Nebula is Nreal's proprietary virtual workspace. DeX is a feature offered on many mid-to-high-end Samsung phones where you can plug it into an external monitor, mouse, and keyboard and get an Android-based desktop-style experience with draggable, resizable windows.


I have the Airs. For the purposes of working, 46 FOV is more than sufficient. I find myself straining my eye to read the corners.

On the Nreals, the small FOV means the pixel density is much better than the alternatives.


Does it affect your vision when using them for many hours? Whenever I use VR headsets for more than 1 hour I tend to get blurry vision once I take them off, since my eyes have adjusted to having the screen so close to them.
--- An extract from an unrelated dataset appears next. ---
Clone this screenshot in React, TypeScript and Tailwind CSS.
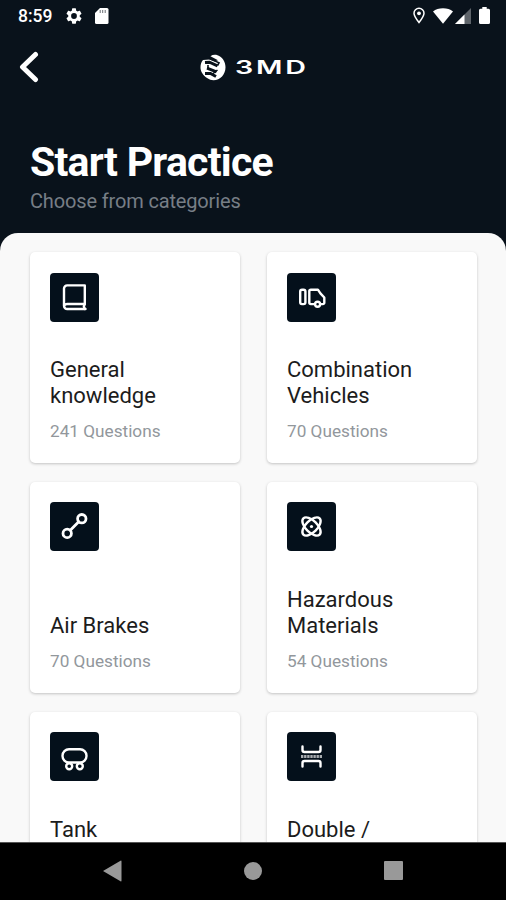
import type { ReactNode } from "react";

interface Category {
  title: string;
  questions?: number;
  icon: ReactNode;
}

interface IconProps {
  children: ReactNode;
}

function Icon({ children }: IconProps) {
  return (
    <svg
      width="49"
      height="49"
      viewBox="0 0 49 49"
      fill="none"
      stroke="currentColor"
      strokeWidth="2.4"
      strokeLinecap="round"
      strokeLinejoin="round"
    >
      {children}
    </svg>
  );
}

const categories: Category[] = [
  {
    title: "General\nknowledge",
    questions: 241,
    icon: (
      <Icon>
        <path d="M34.8 31V12.4H17.2a3.2 3.2 0 0 0-3.2 3.2v17.2a3.2 3.2 0 0 0 3.2 3.2h18.3" />
        <path d="M14.3 32.6c.4-1 1.4-1.6 2.8-1.6h17.7L33.8 33.5l1 2.5" />
      </Icon>
    ),
  },
  {
    title: "Combination\nVehicles",
    questions: 70,
    icon: (
      <Icon>
        <rect x="13.2" y="16.7" width="5.2" height="14.4" rx="1.8" />
        <path d="M27.6 31.1h-3.7a1.6 1.6 0 0 1-1.6-1.6V18.3a1.6 1.6 0 0 1 1.6-1.6h7l2.5 3.7 3.9 4.1v5.2a1.4 1.4 0 0 1-1.4 1.4h-2.3" />
        <circle cx="30.6" cy="31.3" r="2.5" />
      </Icon>
    ),
  },
  {
    title: "Air Brakes",
    questions: 70,
    icon: (
      <Icon>
        <circle cx="17.2" cy="31.4" r="4.2" strokeWidth="2.8" />
        <circle cx="31.8" cy="16.7" r="4.2" strokeWidth="2.8" />
        <path d="M20.3 28.3 28.7 19.8" strokeWidth="2.8" />
      </Icon>
    ),
  },
  {
    title: "Hazardous\nMaterials",
    questions: 54,
    icon: (
      <Icon>
        <ellipse cx="24.5" cy="24.5" rx="11.5" ry="5.8" transform="rotate(45 24.5 24.5)" />
        <ellipse cx="24.5" cy="24.5" rx="11.5" ry="5.8" transform="rotate(-45 24.5 24.5)" />
        <circle cx="24.5" cy="24.5" r="1.6" fill="currentColor" stroke="none" />
      </Icon>
    ),
  },
  {
    title: "Tank",
    icon: (
      <Icon>
        <rect x="12.5" y="17.2" width="24" height="13.3" rx="6.5" />
        <circle cx="19.2" cy="34.2" r="3" />
        <circle cx="29.8" cy="34.2" r="3" />
      </Icon>
    ),
  },
  {
    title: "Double /",
    icon: (
      <Icon>
        <path d="M15.5 14.5v3.5a2 2 0 0 0 2 2h14a2 2 0 0 0 2-2v-3.5M15.5 34.5V31a2 2 0 0 1 2-2h14a2 2 0 0 1 2 2v3.5" />
        <path d="M14 24.5h21" strokeWidth="3" strokeLinecap="butt" strokeDasharray="2.4 0.7" className="opacity-65" />
      </Icon>
    ),
  },
];

function StatusBar() {
  return (
    <div className="flex h-8 shrink-0 items-center justify-between pr-[16px] pl-[18px]">
      <div className="flex items-center">
        <span className="w-[48px] text-[17.5px] leading-8 font-medium">8:59</span>
        <svg width="16" height="16" viewBox="2 2 20 20" fill="currentColor">
          <path d="M19.14 12.94c.04-.3.06-.61.06-.94s-.02-.64-.07-.94l2.03-1.58a.49.49 0 0 0 .12-.61l-1.92-3.32a.49.49 0 0 0-.59-.22l-2.39.96c-.5-.38-1.03-.7-1.62-.94l-.36-2.54a.48.48 0 0 0-.48-.41h-3.84a.47.47 0 0 0-.47.41l-.36 2.54c-.59.24-1.13.57-1.62.94l-2.39-.96a.48.48 0 0 0-.59.22L2.74 8.87a.48.48 0 0 0 .12.61l2.03 1.58c-.05.3-.09.63-.09.94s.02.64.07.94l-2.03 1.58a.49.49 0 0 0-.12.61l1.92 3.32c.12.22.37.29.59.22l2.39-.96c.5.38 1.03.7 1.62.94l.36 2.54c.05.24.24.41.48.41h3.84c.24 0 .44-.17.47-.41l.36-2.54c.59-.24 1.13-.56 1.62-.94l2.39.96c.22.08.47 0 .59-.22l1.92-3.32a.47.47 0 0 0-.12-.61zM12 15.6a3.6 3.6 0 1 1 0-7.2 3.6 3.6 0 0 1 0 7.2" />
        </svg>
        <svg className="ml-[13px]" width="14" height="16" viewBox="0 0 14 16" fill="currentColor">
          <path d="M5 0h7a1.5 1.5 0 0 1 1.5 1.5v13a1.5 1.5 0 0 1-1.5 1.5H1.5A1.5 1.5 0 0 1 0 14.5V5z" />
          <path d="M5.2 2v3M7.7 2v3M10.2 2v3" stroke="#09121b" strokeWidth="1" opacity=".6" />
        </svg>
      </div>
      <div className="-mt-px flex items-center">
        <svg width="14" height="17" viewBox="0 0 14 17" fill="none" stroke="currentColor" strokeWidth="1.5">
          <path d="M7 15.5C4.5 12.4 2 9.3 2 6.3a5 5 0 0 1 10 0c0 3-2.5 6.1-5 9.2Z" />
          <circle cx="7" cy="6.3" r="1.9" fill="currentColor" stroke="none" />
        </svg>
        <svg className="ml-[7px]" width="20" height="16" viewBox="0 0 20 16" fill="currentColor">
          <path d="M0 3.5C2.6 1.5 6 .3 10 .3s7.4 1.2 10 3.2L10 15.8z" />
        </svg>
        <svg className="ml-[2px]" width="16" height="16" viewBox="0 0 16 16" fill="currentColor">
          <path d="M0 16 16 0v16z" opacity=".35" />
          <path d="M0 16 9.5 6.5V16z" />
        </svg>
        <svg className="ml-[8px]" width="11" height="17" viewBox="0 0 11 17" fill="currentColor">
          <path d="M3.3 0h4.4v1.8h1.8A1.5 1.5 0 0 1 11 3.3v12.2a1.5 1.5 0 0 1-1.5 1.5h-8A1.5 1.5 0 0 1 0 15.5V3.3a1.5 1.5 0 0 1 1.5-1.5h1.8z" />
        </svg>
      </div>
    </div>
  );
}

function Logo() {
  return (
    <div className="flex items-center">
      <svg width="26" height="27" viewBox="0 0 26 27">
        <path
          fill="currentColor"
          d="M10.5 2.2C12.5.8 15 .5 17.5 1.3c4.8 1.7 8 6.4 8 12 0 7.2-5.2 13-12 13-2.3 0-4.3-.8-6-2C3 21.5.5 17.5.5 13.5c0-3 .8-5.7 2.5-7.5l6.5-.4 5 2L18 6.3z"
        />
        <path
          fill="none"
          stroke="#09121b"
          strokeWidth="3"
          d="M5 8.5 9.5 8.2l8 3.6M7 14.2l9.5 3.6M5 19.500l5.500 0 5.500 3"
        />
        <path
          fill="none"
          stroke="#09121b"
          strokeWidth="1.6"
          d="M9 4.3 19 8.8 17.5 11.5M8 11v4M17.500 16l-5 4"
        />
      </svg>
      <div className="ml-[9px] w-[72px] pt-[2px]">
        <span className="inline-block origin-left scale-x-[1.55] font-['Inter',sans-serif] text-[18.5px] leading-6 font-semibold tracking-[1.8px]">
          3MD
        </span>
      </div>
    </div>
  );
}

function CategoryCard({ title, questions, icon }: Category) {
  return (
    <div className="h-[210.8px] rounded-[5px] bg-white px-5 pt-[20.5px] shadow-[0_1px_3px_rgba(0,0,0,0.22)]">
      <div className="h-[49px] w-[49px] rounded-[4px] bg-[#04101b] text-white">{icon}</div>
      <div className="mt-[35.9px] text-[22px] leading-[26px] text-[#1c1c1c]">
        {questions ? (
          <div className="flex h-[52px] items-end whitespace-pre-line">{title}</div>
        ) : (
          title
        )}
      </div>
      {questions && (
        <div className="mt-[12.1px] text-[17.2px] leading-5 text-[#92979c]">
          {questions} Questions
        </div>
      )}
    </div>
  );
}

function NavigationBar() {
  return (
    <div className="flex h-[58px] shrink-0 items-center justify-between border-t border-[#555] bg-black px-[103px] pb-[2px] text-[#999]">
      <svg width="19" height="22" viewBox="0 0 19 22" fill="currentColor">
        <path d="M0 11 17.5.7Q18.5 0 18.5 1.5v19q0 1.5-1 .8z" />
      </svg>
      <div className="h-[18px] w-[18px] rounded-full bg-[#999]" />
      <div className="h-[19px] w-[19px] rounded-[1px] bg-[#999]" />
    </div>
  );
}

export default function App() {
  return (
    <div className="flex h-[900px] w-[506px] flex-col overflow-hidden bg-[#09121b] font-['Roboto',sans-serif] text-white">
      <StatusBar />
      <div className="grid h-[70px] shrink-0 grid-cols-3 items-center">
        <svg className="ml-[19px]" width="20" height="32" viewBox="0 0 20 32" fill="none">
          <path d="M16.5 3.5 3.5 16l13 12.5" stroke="currentColor" strokeWidth="5" strokeLinecap="round" strokeLinejoin="round" />
        </svg>
        <div className="flex justify-center pl-[2px]">
          <Logo />
        </div>
      </div>
      <div className="h-[131px] shrink-0 px-[30px] pt-[36px]">
        <h1 className="text-[41px] leading-[48px] font-bold tracking-[-0.75px]">Start Practice</h1>
        <p className="mt-[3px] text-[20px] leading-6 tracking-[-0.15px] text-[#777e86]">Choose from categories</p>
      </div>
      <div className="min-h-0 flex-1 overflow-hidden rounded-t-[18px] bg-[#f9f9f9] px-[30px] pt-[19px]">
        <div className="grid grid-cols-[210px_210px] gap-x-[27px] gap-y-[19px]">
          {categories.map((category) => (
            <CategoryCard key={category.title} {...category} />
          ))}
        </div>
      </div>
      <NavigationBar />
    </div>
  );
}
I am super interested in getting the nreal glasses for work. But I'm also a bit hesitant due to this.


I think everyone experiences them differently. I can tell my eyes have a bit of "lock-in", but the level of lock in is tiny compared to staring at a laptop screen or phone for the same amount of time. It's definitely not in the realm of other VR products I've used.


The HP G2 is much better than any AR product for reading text. It comes close to desktop monitors. It’s also under $300 on eBay and frequently on sale


That’s interesting. As a HP G2 owner, it really doesn’t come close to reading text on a desktop monitor for me.

The combination of FoV and the resolution really isn’t there, I struggle reading text through it vs a 27” 1440p desktop monitor I have on the same PC. I really couldn’t imagine reading text for any length of time in VR.

(Edit: I just realised you were comparing to AR, not desktop, sorry.)